Venezuela dengan keunggulan sumber daya alam tidak kurang keterlibatan sosialnya. Pada saat dunia menjerit akibat kenaikan harga BBM, Chavez menawarkan ”harga berdamai” kepada sesama negara di Amerika Latin. Ia bahkan menawarkan harga 100 dollar AS per barrel kepada pemerintahan sosialis Spanyol. Di Bolivia, bertepatan dengan hari Buruh 1 Mei 2006, Evo Morales memulai program reapropiación social de la riqueza pública dengan menasionalisasi semua perusahaan migas. Baginya, perwujudan keadilan sosial adalah harga mati.

Harapan

Gelombang sosialisme yang menyebar di Amerika Latin menjadi inspirasi bagi kita.

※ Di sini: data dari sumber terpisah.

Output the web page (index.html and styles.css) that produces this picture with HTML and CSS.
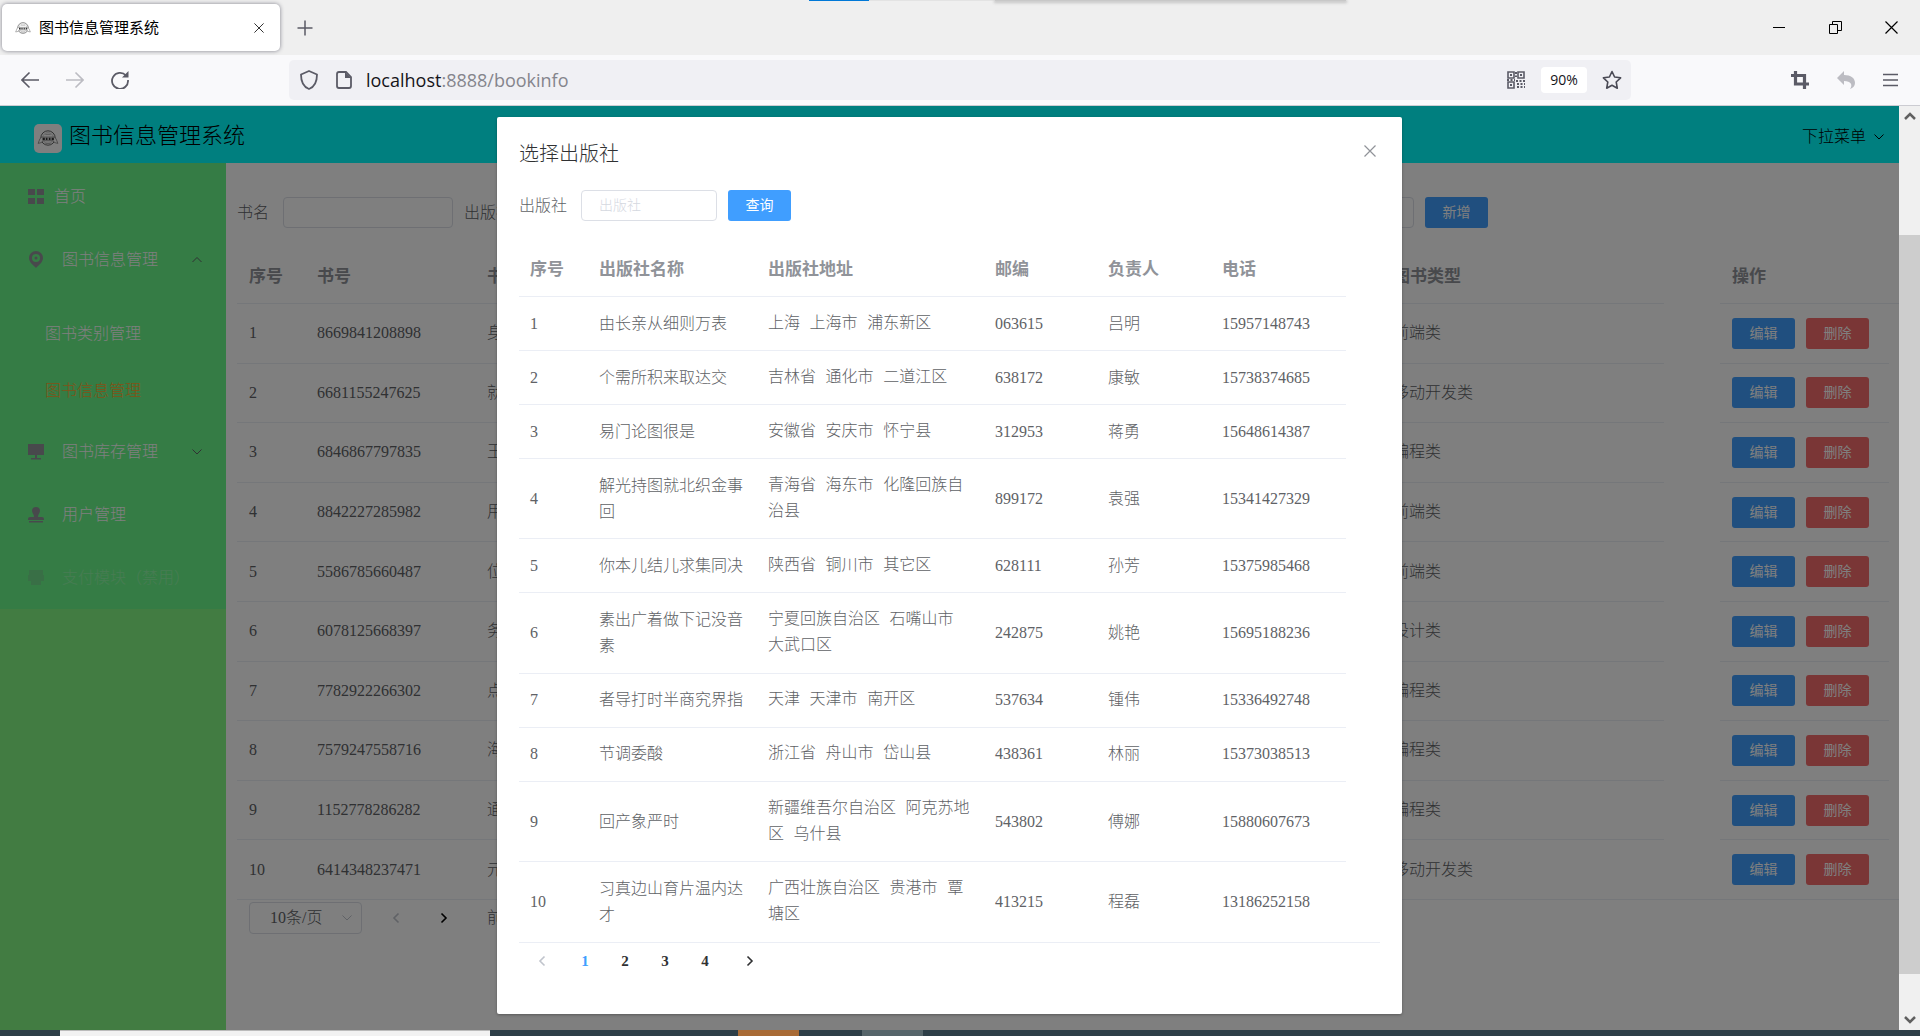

Pertama, butuh komitmen pada keadilan sosial sebagai pijakan awal. Ia bukan sekadar ekspresi aksi karitatif yang mungkin dilakukan dengan motif politis sekunder. Tidak. Keadilan sosial dipahami secara komutatif demi terpenuhinya kebutuhan dasar dan terjunjungnya harkat dan martabat semua manusia.

Kita masih jauh dari idealisme ini. Kelangkaan kebutuhan dasar, melambungnya harga BBM dan gas, kian sulitnya mendapatkan beras murah, selain orang miskin yang ”dilarang untuk sakit” (karena itu berarti ajal) adalah tanda betapa jauhnya kita dari cita-cita keadilan sosial bagi seluruh rakyat Indonesia.

Kedua, butuh gerakan sosial yang kompak. Untuk ini, Indonesia sebagai negara berpenduduk Muslim terbesar di dunia bersyukur punya Ramadhan, bulan penuh rahmat. Di sana pembaruan sosial berawal dari pengekangan nafsu badaniah perlahan dibatinkan untuk kemudian hadir sebagai gerakan sosial demi membarui negeri ini.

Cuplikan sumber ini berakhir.